Un autre point est essentiel : nous devons renforcer la transparence nationale et locale sur les circuits alimentaires en permettant aux collectivités territoriales d'imposer aux acteurs économiques la transmission d'informations utiles pour la définition de leur politique alimentaire, dans le respect du secret des affaires.

Le levier du foncier est également déterminant et nous devons avancer sur le chemin d'une évolution du cadre législatif pour mieux inciter la transmission des exploitations à de jeunes agriculteurs. Plusieurs initiatives ont été lancées, notamment via des propositions de loi.

M. Laurent Duplomb. - Notre modèle alimentaire ne sera durable que s'il allie trois éléments fondamentaux : l'économie, à travers la prise en compte des charges et de la compétitivité, le social, à travers l'acceptabilité des acteurs, et l'écologie, avec un débat plus apaisé.

La condition première pour trouver cet équilibre, c'est la souveraineté de ce modèle. Or vous connaissez ma conviction en la matière : notre souveraineté alimentaire n'a jamais autant été menacée.

J'en veux pour preuve quelques chiffres très simples qu'il faut marteler : près de la moitié des fruits et légumes, des agneaux et des poulets consommés par les Français sont importés ! L'importation représente 22 % de notre consommation de viande bovine, 30 % pour les produits laitiers, 26 % pour le porc. Notre consommation est couverte à 70 % par des importations pour le miel et à 63 % pour les oléoprotéagineux à destination de nos élevages. Je crois qu'on ne mesure pas, pour nos parents, le choc que représentent ces chiffres. Or, moins de souveraineté alimentaire aboutit à un alourdissement de l'empreinte environnementale de notre modèle alimentaire, car une denrée importée a évidemment un bilan environnemental plus lourd par un effet transport. 77 % du trafic généré par l'alimentation des ménages français est induit par les importations et 53 % des émissions de gaz à effet de serre du transport de denrées alimentaires sont imputables aux denrées importées.
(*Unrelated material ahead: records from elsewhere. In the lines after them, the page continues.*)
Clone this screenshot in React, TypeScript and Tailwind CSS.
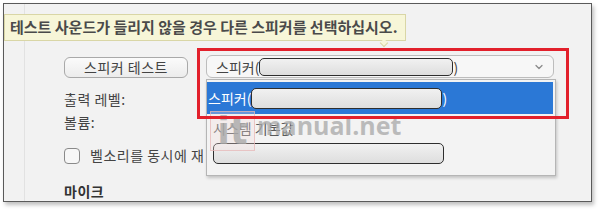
import { ChevronDown } from "lucide-react";

const font = { fontFamily: '"Noto Sans CJK KR", "Noto Sans", sans-serif' };

function Redact({ className }: { className: string }) {
  return (
    <span
      className={`inline-block rounded-[5px] border-[1.5px] border-[#2e2e2e] bg-gradient-to-b from-[#f1f1f1] to-[#dedede] ${className}`}
    />
  );
}

export default function App() {
  return (
    <div
      className="relative w-[600px] h-[212px] overflow-hidden bg-white text-[14px] text-[#3c3c3c]"
      style={font}
    >
      {/* window frame */}
      <div className="ml-[3px] mt-[3px] w-[589px] h-[199px] border border-[#5a5a5a] bg-[#f2f2f2] shadow-[2px_3px_4px_rgba(0,0,0,0.25)]">
        <div className="ml-[20px] h-full border-l border-[#e2e2e2] pl-[39px] pt-[51px]">
          <div className="flex items-center gap-[18px]">
            <button className="mt-[1px] h-[21px] w-[124px] rounded-[6px] border border-[#a9a9a9] bg-gradient-to-b from-[#fbfbfb] to-[#ececec] text-[14px] leading-none tracking-[0.5px] text-[#444]">
              스피커 테스트
            </button>
            <div className="flex h-[23px] w-[348px] items-center rounded-[6px] border border-[#bdbdbd] bg-[#f7f7f7] pl-[9px] pr-[8px]">
              <span className="leading-none text-[#444]">스피커(</span>
              <Redact className="h-[18px] w-[194px]" />
              <span className="leading-none text-[#444]">)</span>
              <span className="flex-1" />
              <ChevronDown size={12} strokeWidth={2.5} className="text-[#8a8a8a]" />
            </div>
          </div>
          <div className="mt-[11px] leading-[20px] tracking-[0.5px] text-[#444]">출력 레벨:</div>
          <div className="mt-[3px] leading-[20px] tracking-[0.5px] text-[#444]">볼륨:</div>
          <div className="mt-[13px] flex items-center gap-[10px]">
            <span className="h-[16px] w-[16px] rounded-[4px] border border-[#8a8a8a] bg-[#f7f7f7]" />
            <span className="tracking-[0.5px] text-[#444]">벨소리를 동시에 재</span>
          </div>
          <div className="mt-[15px] font-bold tracking-[0.5px] text-[#333]">마이크</div>
        </div>
      </div>

      {/* tooltip */}
      <div className="absolute left-[4px] top-[14px] flex h-[27px] w-[402px] items-center whitespace-nowrap border border-[#d9d6a6] bg-[#f7f6d8] pl-[5px] text-[15px] font-bold text-[#4a4a4a]">
        테스트 사운드가 들리지 않을 경우 다른 스피커를 선택하십시오.
        <span className="absolute left-[376px] top-[25px] h-[6px] w-[6px] rotate-45 border-b border-r border-[#d9d6a6] bg-[#f7f6d8]" />
      </div>

      {/* dropdown list */}
      <div className="absolute left-[206px] top-[79px] h-[97px] w-[350px] border border-[#b5b5b5] bg-[#f3f3f3] pt-[2px] shadow-[1px_2px_3px_rgba(0,0,0,0.2)]">
        <div className="flex h-[32px] w-[346px] items-center bg-[#2b78d6] pl-[1px] text-white">
          <span className="leading-none">스피커(</span>
          <Redact className="h-[21px] w-[191px]" />
          <span className="leading-none">)</span>
        </div>
        <div className="pl-[6px] pt-[4px] leading-[20px] text-[#5a5a5a]">시스템 기본값</div>
        <div className="pl-[6px] pt-[5px]">
          <Redact className="h-[21px] w-[231px]" />
        </div>
      </div>

      {/* watermark */}
      <div className="pointer-events-none absolute left-[210px] top-[111px] flex items-end">
        <div className="flex h-[40px] w-[45px] items-center justify-center border border-[#e5b5b5]/70 bg-[#f6dede]/30">
          <span className="text-[37px] font-bold leading-none text-[#a8a8a8]/80" style={{ fontFamily: '"DejaVu Sans", sans-serif' }}>
            it
          </span>
        </div>
        <span
          className="mb-[13px] ml-[2px] text-[25px] font-bold leading-none text-[#a8a8a8]/75"
          style={{ fontFamily: '"Open Sans", sans-serif' }}
        >
          manual.net
        </span>
      </div>

      {/* annotation */}
      <div className="pointer-events-none absolute left-[197px] top-[48px] h-[71px] w-[372px] border-[3px] border-[#e2202b]" />
    </div>
  );
}
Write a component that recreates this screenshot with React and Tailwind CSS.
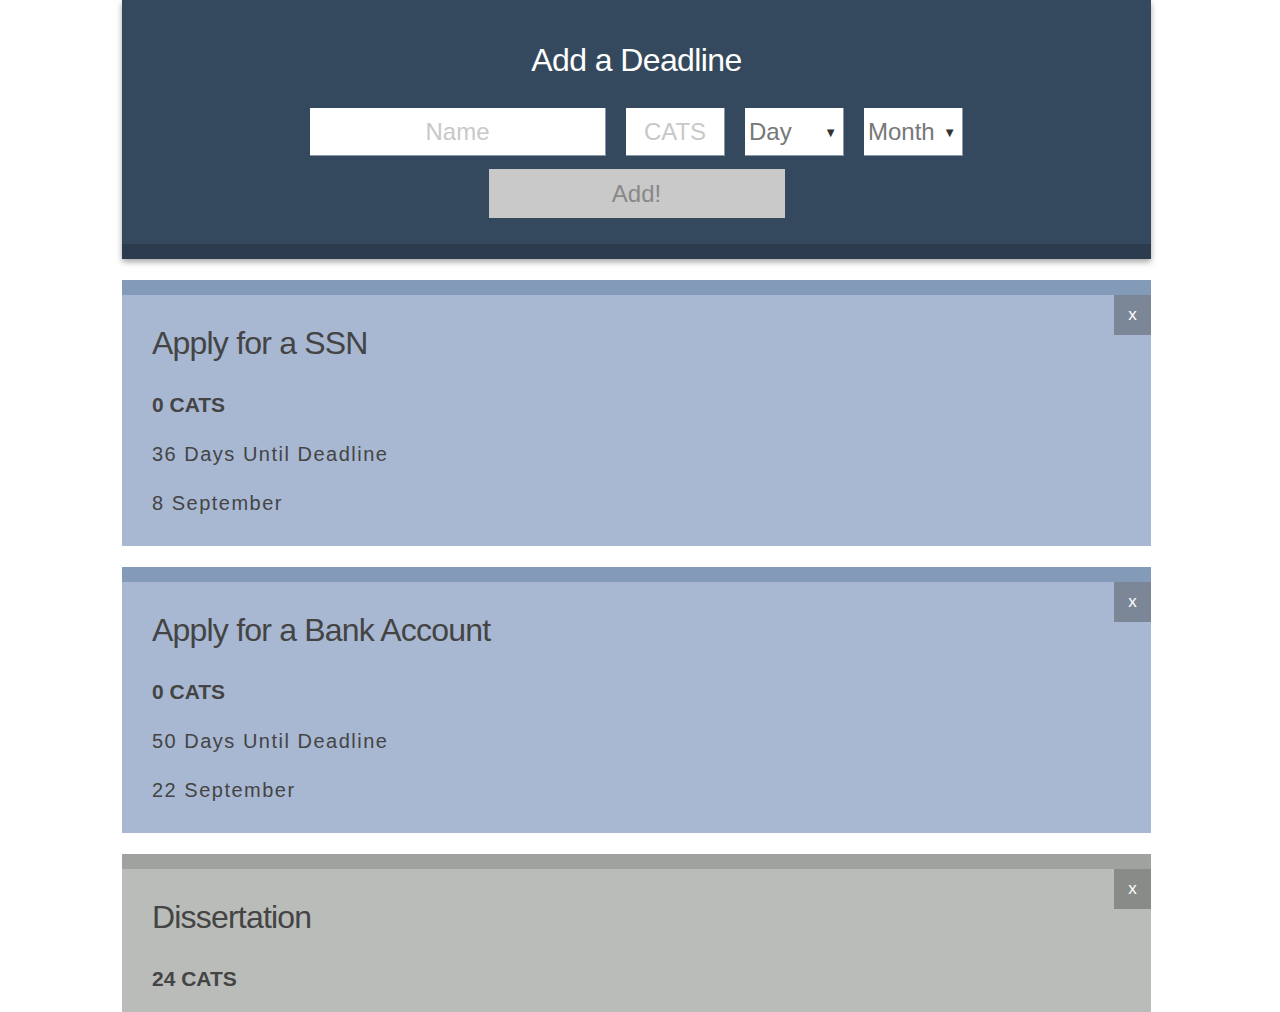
import React from 'react';

const DEADLINES = [
  { name: 'Apply for a SSN', cats: 0, days: 36, date: '8 September', band: 'bg-[#839ab9]', body: 'bg-[#a8b8d2]', close: 'bg-[#7b8696]' },
  { name: 'Apply for a Bank Account', cats: 0, days: 50, date: '22 September', band: 'bg-[#839ab9]', body: 'bg-[#a8b8d2]', close: 'bg-[#7b8696]' },
  { name: 'Dissertation', cats: 24, days: 112, date: '23 November', band: 'bg-[#a0a29f]', body: 'bg-[#babcb9]', close: 'bg-[#898b88]' },
];

const font = { fontFamily: '"Helvetica Neue", "Liberation Sans", Arial, sans-serif' };

const Select = ({ label }) => (
  <div className="relative w-[99px] h-[48px] bg-white border-b border-r border-[#8a97a6] flex items-center">
    <span className="pl-[4px] text-[24px] font-light text-[#777]">{label}</span>
    <span className="absolute right-[6px] top-[15px] text-[13px] text-[#333]">▼</span>
  </div>
);

const DeadlineCard = ({ item }) => (
  <div className="mt-[21px]">
    <div className={`h-[15px] ${item.band}`} />
    <div className={`relative ${item.body} h-[251px] px-[30px] pt-[30px] text-[#444]`}>
      <button className={`absolute right-0 top-0 w-[37px] h-[40px] ${item.close} text-white text-[17px] flex items-center justify-center`}>
        x
      </button>
      <h2 className="text-[32px] font-light leading-[36px] tracking-[-0.8px]">{item.name}</h2>
      <p className="mt-[32px] text-[21px] font-bold leading-[24px]">{item.cats} CATS</p>
      <p className="mt-[25px] text-[20px] leading-[24px] tracking-[1.5px]">{item.days} Days Until Deadline</p>
      <p className="mt-[25px] text-[20px] leading-[24px] tracking-[1.5px]">{item.date}</p>
    </div>
  </div>
);

export default function App() {
  return (
    <div className="min-h-screen bg-white" style={font}>
      <div className="ml-[122px] w-[1029px]">
        <div className="bg-[#34495e] shadow-[0_3px_6px_rgba(0,0,0,0.35)]">
          <div className="h-[244px] flex flex-col items-center pt-[40px]">
            <h1 className="text-[32px] font-light text-white leading-[40px] tracking-[-0.6px]">Add a Deadline</h1>
            <div className="mt-[28px] flex gap-[20px]">
              <input
                placeholder="Name"
                className="w-[296px] h-[48px] bg-white border-b border-r border-[#8a97a6] text-center text-[24px] font-light placeholder:text-[#c8c8c8] outline-none"
              />
              <input
                placeholder="CATS"
                className="w-[99px] h-[48px] bg-white border-b border-r border-[#8a97a6] text-center text-[24px] font-light placeholder:text-[#c8c8c8] outline-none"
              />
              <Select label="Day" />
              <Select label="Month" />
            </div>
            <button className="mt-[13px] w-[296px] h-[49px] bg-[#c9c9c9] text-[24px] font-light text-[#888]">
              Add!
            </button>
          </div>
          <div className="h-[15px] bg-[#2c3b4e]" />
        </div>
        {DEADLINES.map((d) => (
          <DeadlineCard key={d.name} item={d} />
        ))}
      </div>
    </div>
  );
}
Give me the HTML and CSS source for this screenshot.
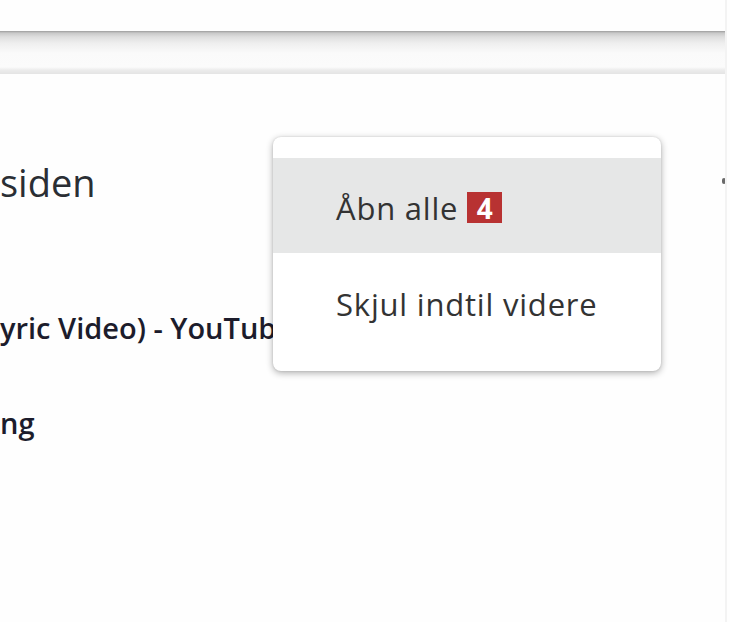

Il faut également prendre en compte les divergences des pratiques agricoles : si nous importons des denrées de pays moins-disant par rapport aux normes françaises, le bilan environnemental global pour la planète est évidemment négatif. Or l'immense majorité des principaux pays fournisseurs de denrées alimentaires pour la France a des indicateurs environnementaux dégradés en matière agricole, sans parler du Brésil, où près de la moitié des substances actives autorisées sont interdites en France. Les taux d'utilisation de pesticides à l'hectare sont bien supérieurs en Allemagne, en Italie, en Espagne et aux Pays-Bas qu'en France selon l'Organisation pour l'alimentation et l'agriculture des Nations unies (FAO). Le point faible de la France, dans le classement de The Economist, concerne la gestion des eaux, car son empreinte eau est expliquée, selon World Wide Fund for Nature (WWF), pour moitié par les denrées importées.

La souveraineté ne s'oppose pas à l'environnement : au contraire, elle en est une condition.

Nous formulons plusieurs propositions sur ce volet.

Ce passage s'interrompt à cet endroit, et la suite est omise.